Like [link mpi.tutorial.collectives.gather `gather`], `reduce` has an "all"
variant called [funcref boost::mpi::all_reduce `all_reduce`]
that performs the reduction operation and broadcasts the result to all
processes. This variant is useful, for instance, in establishing
global minimum or maximum values.

The following code (`global_min.cpp`) shows a broadcasting version of 
the `random_min.cpp` example:

  #include <boost/mpi.hpp>
  #include <iostream>
  #include <cstdlib>
  namespace mpi = boost::mpi;
  
  int main(int argc, char* argv[])
  {
    mpi::environment env(argc, argv);
    mpi::communicator world;
  
    std::srand(world.rank());
    int my_number = std::rand();
    int minimum;
  
    mpi::all_reduce(world, my_number, minimum, mpi::minimum<int>());
    
    if (world.rank() == 0) {
        std::cout << "The minimum value is " << minimum << std::endl;
    }
  
    return 0;
  }

In that example we provide both input and output values, requiring
twice as much space, which can be a problem depending on the size 
of the transmitted data. 
If there  is no need to preserve the input value, the output value 
can be omitted.
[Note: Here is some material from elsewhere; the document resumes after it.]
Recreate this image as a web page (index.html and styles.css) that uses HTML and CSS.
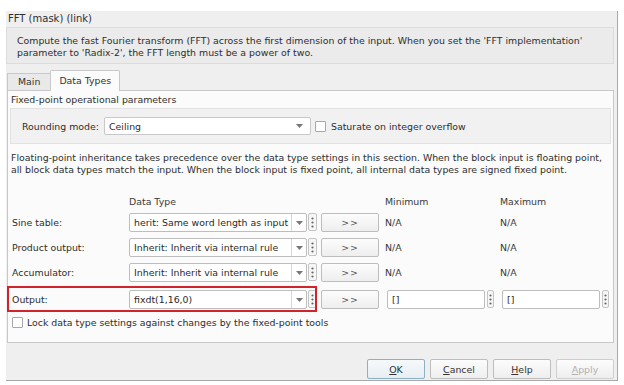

In that case the input value will be overridden with 
the output value and Boost.MPI is able, in some situation, to implement
the operation with a more space efficient solution (using the `MPI_IN_PLACE`
flag of the MPI C mapping), as in the following example (`in_place_global_min.cpp`):

  #include <boost/mpi.hpp>
  #include <iostream>
  #include <cstdlib>
  namespace mpi = boost::mpi;
  
  int main(int argc, char* argv[])
  {
    mpi::environment env(argc, argv);
    mpi::communicator world;
  
    std::srand(world.rank());
    int my_number = std::rand();
  
    mpi::all_reduce(world, my_number, mpi::minimum<int>());
    
    if (world.rank() == 0) {
        std::cout << "The minimum value is " << my_number << std::endl;
    }
  
    return 0;
  }


[endsect:reduce]

[endsect:collectives]